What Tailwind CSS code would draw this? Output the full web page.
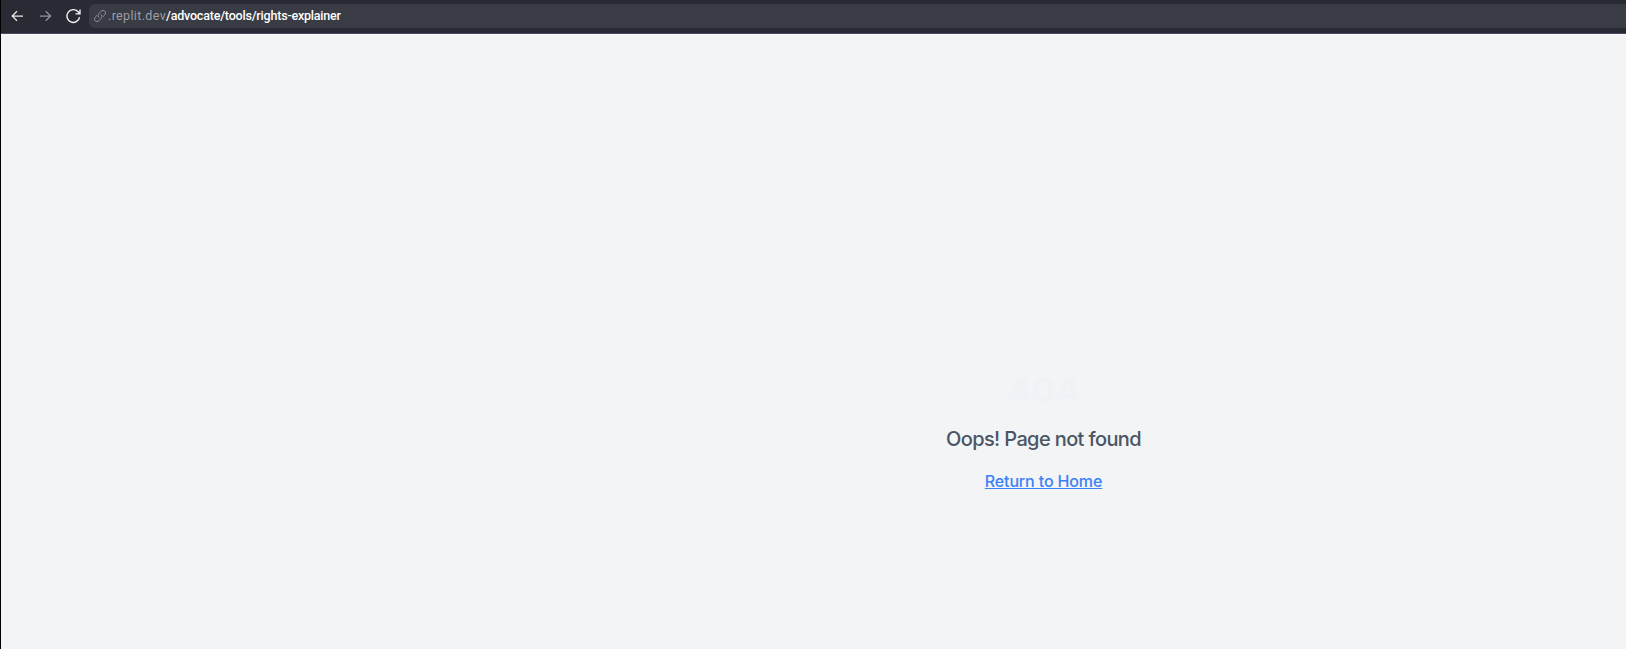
<!DOCTYPE html>
<html lang="en">
<head>
<meta charset="utf-8">
<title>Page not found</title>
<script src="https://cdn.jsdelivr.net/npm/@tailwindcss/browser@4"></script>
</head>
<body class="h-screen overflow-hidden bg-[#f3f4f6] font-['Inter',sans-serif]">
<div class="flex h-screen flex-col border-l border-black">
  <header class="flex h-[34px] shrink-0 items-start border-b border-[#4a4862] bg-[#282b34] pt-1">
    <div class="flex h-6 w-22 shrink-0 items-center pl-2">
      <svg class="mr-3 size-4 text-[#e8e9eb]" viewBox="0 0 16 16" fill="none" stroke="currentColor" stroke-width="1.25"><path d="M14 8H3.5M8 3.2 3.2 8 8 12.8"/></svg>
      <svg class="mr-3 size-4 text-[#92949a]" viewBox="0 0 16 16" fill="none" stroke="currentColor" stroke-width="1.25"><path d="M3 8H13.5M8.8 3.2 13.6 8l-4.8 4.8"/></svg>
      <svg class="size-4 text-[#f4f4f6]" viewBox="0 0 16 16" fill="none" stroke="currentColor" stroke-width="1.35"><path d="M14.6 9.2A6.4 6.4 0 1 1 13.1 3.8L14.8 5.7M15 1.5V5.9H10.5"/></svg>
    </div>
    <div class="flex h-6 flex-1 items-center rounded-l-md bg-[#393c45] pl-1">
      <svg class="size-3.5 shrink-0 text-[#8b8d93]" viewBox="0 0 14 14" fill="none" stroke="currentColor" stroke-width="1" stroke-linecap="round"><path d="M5.9 8.4a2.6 2.6 0 0 1-.2-3.7l2.5-2.5a2.5 2.5 0 0 1 3.6 3.6L10.1 7.5M8 5.6a2.6 2.6 0 0 1 .3 3.7l-2.5 2.5a2.5 2.5 0 0 1-3.6-3.6L3.9 6.5"/></svg>
      <div class="flex whitespace-nowrap pl-px font-['Roboto',sans-serif] text-[12.5px] leading-6 text-white">
        <span class="w-[58px] tracking-[0.35px] text-[#9c9ea4]">.replit.dev</span><span class="font-medium tracking-[-0.2px]">/advocate/tools/rights-explainer</span>
      </div>
    </div>
  </header>
  <main class="flex flex-1 flex-col items-center border-t border-[#f8f7fc] pt-[335px] pl-[460px] text-center">
    <h1 class="mb-[15px] text-4xl font-bold text-[#f0f2f7]">404</h1>
    <p class="mb-4 text-xl font-[450] tracking-[-0.62px] text-gray-600">Oops! Page not found</p>
    <a href="#" class="text-base font-[450] tracking-[-0.14px] text-[#3b82f6] underline">Return to Home</a>
  </main>
</div>
</body>
</html>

## YOUR GOAL
Return to the listing above and set it down exactly, leaving out its pictures.

## RESPONSE FOR THIS EXERCISE
What Tailwind CSS code would draw this? Output the full web page.
<!DOCTYPE html>
<html lang="en">
<head>
<meta charset="utf-8">
<title>Page not found</title>
<script src="https://cdn.jsdelivr.net/npm/@tailwindcss/browser@4"></script>
</head>
<body class="h-screen overflow-hidden bg-[#f3f4f6] font-['Inter',sans-serif]">
<div class="flex h-screen flex-col border-l border-black">
  <header class="flex h-[34px] shrink-0 items-start border-b border-[#4a4862] bg-[#282b34] pt-1">
    <div class="flex h-6 w-22 shrink-0 items-center pl-2">
      <svg class="mr-3 size-4 text-[#e8e9eb]" viewBox="0 0 16 16" fill="none" stroke="currentColor" stroke-width="1.25"><path d="M14 8H3.5M8 3.2 3.2 8 8 12.8"/></svg>
      <svg class="mr-3 size-4 text-[#92949a]" viewBox="0 0 16 16" fill="none" stroke="currentColor" stroke-width="1.25"><path d="M3 8H13.5M8.8 3.2 13.6 8l-4.8 4.8"/></svg>
      <svg class="size-4 text-[#f4f4f6]" viewBox="0 0 16 16" fill="none" stroke="currentColor" stroke-width="1.35"><path d="M14.6 9.2A6.4 6.4 0 1 1 13.1 3.8L14.8 5.7M15 1.5V5.9H10.5"/></svg>
    </div>
    <div class="flex h-6 flex-1 items-center rounded-l-md bg-[#393c45] pl-1">
      <svg class="size-3.5 shrink-0 text-[#8b8d93]" viewBox="0 0 14 14" fill="none" stroke="currentColor" stroke-width="1" stroke-linecap="round"><path d="M5.9 8.4a2.6 2.6 0 0 1-.2-3.7l2.5-2.5a2.5 2.5 0 0 1 3.6 3.6L10.1 7.5M8 5.6a2.6 2.6 0 0 1 .3 3.7l-2.5 2.5a2.5 2.5 0 0 1-3.6-3.6L3.9 6.5"/></svg>
      <div class="flex whitespace-nowrap pl-px font-['Roboto',sans-serif] text-[12.5px] leading-6 text-white">
        <span class="w-[58px] tracking-[0.35px] text-[#9c9ea4]">.replit.dev</span><span class="font-medium tracking-[-0.2px]">/advocate/tools/rights-explainer</span>
      </div>
    </div>
  </header>
  <main class="flex flex-1 flex-col items-center border-t border-[#f8f7fc] pt-[335px] pl-[460px] text-center">
    <h1 class="mb-[15px] text-4xl font-bold text-[#f0f2f7]">404</h1>
    <p class="mb-4 text-xl font-[450] tracking-[-0.62px] text-gray-600">Oops! Page not found</p>
    <a href="#" class="text-base font-[450] tracking-[-0.14px] text-[#3b82f6] underline">Return to Home</a>
  </main>
</div>
</body>
</html>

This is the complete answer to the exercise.